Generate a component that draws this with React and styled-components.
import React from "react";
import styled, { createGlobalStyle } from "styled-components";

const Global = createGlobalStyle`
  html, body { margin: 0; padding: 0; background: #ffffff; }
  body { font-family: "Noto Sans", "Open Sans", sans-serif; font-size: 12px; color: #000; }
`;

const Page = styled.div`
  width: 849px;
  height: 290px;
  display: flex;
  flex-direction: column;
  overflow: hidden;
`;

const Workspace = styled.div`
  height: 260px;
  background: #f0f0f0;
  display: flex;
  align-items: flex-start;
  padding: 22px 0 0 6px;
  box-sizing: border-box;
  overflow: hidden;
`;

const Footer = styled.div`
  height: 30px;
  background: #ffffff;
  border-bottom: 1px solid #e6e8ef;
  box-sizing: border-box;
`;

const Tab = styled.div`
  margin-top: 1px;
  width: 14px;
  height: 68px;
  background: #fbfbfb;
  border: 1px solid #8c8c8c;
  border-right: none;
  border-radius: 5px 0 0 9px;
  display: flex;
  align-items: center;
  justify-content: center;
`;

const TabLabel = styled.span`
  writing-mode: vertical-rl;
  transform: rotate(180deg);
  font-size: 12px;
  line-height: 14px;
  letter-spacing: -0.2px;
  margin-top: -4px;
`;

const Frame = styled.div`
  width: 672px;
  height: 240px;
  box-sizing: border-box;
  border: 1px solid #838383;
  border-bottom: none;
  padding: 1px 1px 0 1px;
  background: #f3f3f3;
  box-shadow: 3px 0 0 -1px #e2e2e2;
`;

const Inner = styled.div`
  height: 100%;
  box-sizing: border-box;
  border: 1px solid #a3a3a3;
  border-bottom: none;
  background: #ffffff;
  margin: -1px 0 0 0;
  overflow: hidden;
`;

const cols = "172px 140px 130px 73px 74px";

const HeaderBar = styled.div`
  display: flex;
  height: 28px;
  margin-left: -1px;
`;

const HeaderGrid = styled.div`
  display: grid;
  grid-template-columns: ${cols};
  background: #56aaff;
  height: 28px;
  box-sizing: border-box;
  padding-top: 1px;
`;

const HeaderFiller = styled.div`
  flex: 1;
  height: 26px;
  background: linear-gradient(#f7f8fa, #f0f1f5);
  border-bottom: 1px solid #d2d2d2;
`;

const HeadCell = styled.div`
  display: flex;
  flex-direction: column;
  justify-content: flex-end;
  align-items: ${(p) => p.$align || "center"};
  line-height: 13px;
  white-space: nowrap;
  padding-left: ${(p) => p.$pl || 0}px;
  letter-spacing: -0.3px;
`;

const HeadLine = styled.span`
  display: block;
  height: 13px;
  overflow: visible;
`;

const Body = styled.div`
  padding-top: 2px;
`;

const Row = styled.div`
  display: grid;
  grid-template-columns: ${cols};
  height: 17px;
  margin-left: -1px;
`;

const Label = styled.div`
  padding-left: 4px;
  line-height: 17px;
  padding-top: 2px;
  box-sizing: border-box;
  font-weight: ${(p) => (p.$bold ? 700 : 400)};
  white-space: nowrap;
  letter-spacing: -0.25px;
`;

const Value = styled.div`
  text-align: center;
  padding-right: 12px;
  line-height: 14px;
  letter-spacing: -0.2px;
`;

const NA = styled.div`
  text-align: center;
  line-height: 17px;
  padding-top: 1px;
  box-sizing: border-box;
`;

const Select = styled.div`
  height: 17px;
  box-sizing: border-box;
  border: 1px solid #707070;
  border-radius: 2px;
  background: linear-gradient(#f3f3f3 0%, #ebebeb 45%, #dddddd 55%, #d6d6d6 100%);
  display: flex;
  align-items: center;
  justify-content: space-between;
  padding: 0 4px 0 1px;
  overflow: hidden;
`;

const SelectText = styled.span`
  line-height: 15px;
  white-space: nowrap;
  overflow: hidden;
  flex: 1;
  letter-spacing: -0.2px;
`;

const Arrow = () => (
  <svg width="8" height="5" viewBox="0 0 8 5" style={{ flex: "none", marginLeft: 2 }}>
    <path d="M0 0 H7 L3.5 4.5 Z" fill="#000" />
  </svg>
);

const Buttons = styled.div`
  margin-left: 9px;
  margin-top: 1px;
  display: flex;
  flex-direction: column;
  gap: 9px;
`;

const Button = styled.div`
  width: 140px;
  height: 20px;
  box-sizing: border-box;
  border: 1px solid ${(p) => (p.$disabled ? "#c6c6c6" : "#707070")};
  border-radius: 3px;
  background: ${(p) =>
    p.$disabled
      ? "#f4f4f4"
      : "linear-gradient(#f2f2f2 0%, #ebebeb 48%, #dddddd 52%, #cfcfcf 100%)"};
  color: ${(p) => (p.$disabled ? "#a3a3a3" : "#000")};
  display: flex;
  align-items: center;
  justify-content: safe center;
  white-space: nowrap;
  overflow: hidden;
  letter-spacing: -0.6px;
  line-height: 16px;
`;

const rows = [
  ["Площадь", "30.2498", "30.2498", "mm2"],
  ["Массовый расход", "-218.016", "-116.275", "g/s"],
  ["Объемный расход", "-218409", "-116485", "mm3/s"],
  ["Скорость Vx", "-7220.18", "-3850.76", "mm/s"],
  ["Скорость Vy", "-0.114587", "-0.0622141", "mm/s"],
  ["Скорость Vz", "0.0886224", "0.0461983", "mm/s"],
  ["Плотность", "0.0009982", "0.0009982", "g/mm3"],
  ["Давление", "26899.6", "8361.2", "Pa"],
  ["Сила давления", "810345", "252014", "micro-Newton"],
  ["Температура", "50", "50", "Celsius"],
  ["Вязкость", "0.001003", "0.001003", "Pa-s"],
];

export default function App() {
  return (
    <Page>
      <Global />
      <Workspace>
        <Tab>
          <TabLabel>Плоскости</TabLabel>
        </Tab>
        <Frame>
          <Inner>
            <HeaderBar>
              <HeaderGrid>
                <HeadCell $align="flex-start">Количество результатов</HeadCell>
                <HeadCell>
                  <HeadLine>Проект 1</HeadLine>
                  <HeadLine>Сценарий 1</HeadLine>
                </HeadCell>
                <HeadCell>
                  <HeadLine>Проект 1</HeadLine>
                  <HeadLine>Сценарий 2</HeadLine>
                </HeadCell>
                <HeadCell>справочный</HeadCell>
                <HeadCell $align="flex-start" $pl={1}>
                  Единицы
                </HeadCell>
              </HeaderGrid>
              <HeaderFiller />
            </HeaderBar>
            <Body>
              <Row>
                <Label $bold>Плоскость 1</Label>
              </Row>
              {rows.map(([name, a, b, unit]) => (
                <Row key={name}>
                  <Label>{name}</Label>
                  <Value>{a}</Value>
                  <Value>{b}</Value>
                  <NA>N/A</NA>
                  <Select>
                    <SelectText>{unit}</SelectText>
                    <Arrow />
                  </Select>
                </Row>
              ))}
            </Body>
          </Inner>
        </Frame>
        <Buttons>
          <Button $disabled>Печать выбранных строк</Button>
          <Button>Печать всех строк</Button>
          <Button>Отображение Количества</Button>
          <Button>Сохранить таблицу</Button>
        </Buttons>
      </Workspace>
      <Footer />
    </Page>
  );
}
※
### The request
Every line above should be retyped exactly as given.

### Task output
Generate a component that draws this with React and styled-components.
import React from "react";
import styled, { createGlobalStyle } from "styled-components";

const Global = createGlobalStyle`
  html, body { margin: 0; padding: 0; background: #ffffff; }
  body { font-family: "Noto Sans", "Open Sans", sans-serif; font-size: 12px; color: #000; }
`;

const Page = styled.div`
  width: 849px;
  height: 290px;
  display: flex;
  flex-direction: column;
  overflow: hidden;
`;

const Workspace = styled.div`
  height: 260px;
  background: #f0f0f0;
  display: flex;
  align-items: flex-start;
  padding: 22px 0 0 6px;
  box-sizing: border-box;
  overflow: hidden;
`;

const Footer = styled.div`
  height: 30px;
  background: #ffffff;
  border-bottom: 1px solid #e6e8ef;
  box-sizing: border-box;
`;

const Tab = styled.div`
  margin-top: 1px;
  width: 14px;
  height: 68px;
  background: #fbfbfb;
  border: 1px solid #8c8c8c;
  border-right: none;
  border-radius: 5px 0 0 9px;
  display: flex;
  align-items: center;
  justify-content: center;
`;

const TabLabel = styled.span`
  writing-mode: vertical-rl;
  transform: rotate(180deg);
  font-size: 12px;
  line-height: 14px;
  letter-spacing: -0.2px;
  margin-top: -4px;
`;

const Frame = styled.div`
  width: 672px;
  height: 240px;
  box-sizing: border-box;
  border: 1px solid #838383;
  border-bottom: none;
  padding: 1px 1px 0 1px;
  background: #f3f3f3;
  box-shadow: 3px 0 0 -1px #e2e2e2;
`;

const Inner = styled.div`
  height: 100%;
  box-sizing: border-box;
  border: 1px solid #a3a3a3;
  border-bottom: none;
  background: #ffffff;
  margin: -1px 0 0 0;
  overflow: hidden;
`;

const cols = "172px 140px 130px 73px 74px";

const HeaderBar = styled.div`
  display: flex;
  height: 28px;
  margin-left: -1px;
`;

const HeaderGrid = styled.div`
  display: grid;
  grid-template-columns: ${cols};
  background: #56aaff;
  height: 28px;
  box-sizing: border-box;
  padding-top: 1px;
`;

const HeaderFiller = styled.div`
  flex: 1;
  height: 26px;
  background: linear-gradient(#f7f8fa, #f0f1f5);
  border-bottom: 1px solid #d2d2d2;
`;

const HeadCell = styled.div`
  display: flex;
  flex-direction: column;
  justify-content: flex-end;
  align-items: ${(p) => p.$align || "center"};
  line-height: 13px;
  white-space: nowrap;
  padding-left: ${(p) => p.$pl || 0}px;
  letter-spacing: -0.3px;
`;

const HeadLine = styled.span`
  display: block;
  height: 13px;
  overflow: visible;
`;

const Body = styled.div`
  padding-top: 2px;
`;

const Row = styled.div`
  display: grid;
  grid-template-columns: ${cols};
  height: 17px;
  margin-left: -1px;
`;

const Label = styled.div`
  padding-left: 4px;
  line-height: 17px;
  padding-top: 2px;
  box-sizing: border-box;
  font-weight: ${(p) => (p.$bold ? 700 : 400)};
  white-space: nowrap;
  letter-spacing: -0.25px;
`;

const Value = styled.div`
  text-align: center;
  padding-right: 12px;
  line-height: 14px;
  letter-spacing: -0.2px;
`;

const NA = styled.div`
  text-align: center;
  line-height: 17px;
  padding-top: 1px;
  box-sizing: border-box;
`;

const Select = styled.div`
  height: 17px;
  box-sizing: border-box;
  border: 1px solid #707070;
  border-radius: 2px;
  background: linear-gradient(#f3f3f3 0%, #ebebeb 45%, #dddddd 55%, #d6d6d6 100%);
  display: flex;
  align-items: center;
  justify-content: space-between;
  padding: 0 4px 0 1px;
  overflow: hidden;
`;

const SelectText = styled.span`
  line-height: 15px;
  white-space: nowrap;
  overflow: hidden;
  flex: 1;
  letter-spacing: -0.2px;
`;

const Arrow = () => (
  <svg width="8" height="5" viewBox="0 0 8 5" style={{ flex: "none", marginLeft: 2 }}>
    <path d="M0 0 H7 L3.5 4.5 Z" fill="#000" />
  </svg>
);

const Buttons = styled.div`
  margin-left: 9px;
  margin-top: 1px;
  display: flex;
  flex-direction: column;
  gap: 9px;
`;

const Button = styled.div`
  width: 140px;
  height: 20px;
  box-sizing: border-box;
  border: 1px solid ${(p) => (p.$disabled ? "#c6c6c6" : "#707070")};
  border-radius: 3px;
  background: ${(p) =>
    p.$disabled
      ? "#f4f4f4"
      : "linear-gradient(#f2f2f2 0%, #ebebeb 48%, #dddddd 52%, #cfcfcf 100%)"};
  color: ${(p) => (p.$disabled ? "#a3a3a3" : "#000")};
  display: flex;
  align-items: center;
  justify-content: safe center;
  white-space: nowrap;
  overflow: hidden;
  letter-spacing: -0.6px;
  line-height: 16px;
`;

const rows = [
  ["Площадь", "30.2498", "30.2498", "mm2"],
  ["Массовый расход", "-218.016", "-116.275", "g/s"],
  ["Объемный расход", "-218409", "-116485", "mm3/s"],
  ["Скорость Vx", "-7220.18", "-3850.76", "mm/s"],
  ["Скорость Vy", "-0.114587", "-0.0622141", "mm/s"],
  ["Скорость Vz", "0.0886224", "0.0461983", "mm/s"],
  ["Плотность", "0.0009982", "0.0009982", "g/mm3"],
  ["Давление", "26899.6", "8361.2", "Pa"],
  ["Сила давления", "810345", "252014", "micro-Newton"],
  ["Температура", "50", "50", "Celsius"],
  ["Вязкость", "0.001003", "0.001003", "Pa-s"],
];

export default function App() {
  return (
    <Page>
      <Global />
      <Workspace>
        <Tab>
          <TabLabel>Плоскости</TabLabel>
        </Tab>
        <Frame>
          <Inner>
            <HeaderBar>
              <HeaderGrid>
                <HeadCell $align="flex-start">Количество результатов</HeadCell>
                <HeadCell>
                  <HeadLine>Проект 1</HeadLine>
                  <HeadLine>Сценарий 1</HeadLine>
                </HeadCell>
                <HeadCell>
                  <HeadLine>Проект 1</HeadLine>
                  <HeadLine>Сценарий 2</HeadLine>
                </HeadCell>
                <HeadCell>справочный</HeadCell>
                <HeadCell $align="flex-start" $pl={1}>
                  Единицы
                </HeadCell>
              </HeaderGrid>
              <HeaderFiller />
            </HeaderBar>
            <Body>
              <Row>
                <Label $bold>Плоскость 1</Label>
              </Row>
              {rows.map(([name, a, b, unit]) => (
                <Row key={name}>
                  <Label>{name}</Label>
                  <Value>{a}</Value>
                  <Value>{b}</Value>
                  <NA>N/A</NA>
                  <Select>
                    <SelectText>{unit}</SelectText>
                    <Arrow />
                  </Select>
                </Row>
              ))}
            </Body>
          </Inner>
        </Frame>
        <Buttons>
          <Button $disabled>Печать выбранных строк</Button>
          <Button>Печать всех строк</Button>
          <Button>Отображение Количества</Button>
          <Button>Сохранить таблицу</Button>
        </Buttons>
      </Workspace>
      <Footer />
    </Page>
  );
}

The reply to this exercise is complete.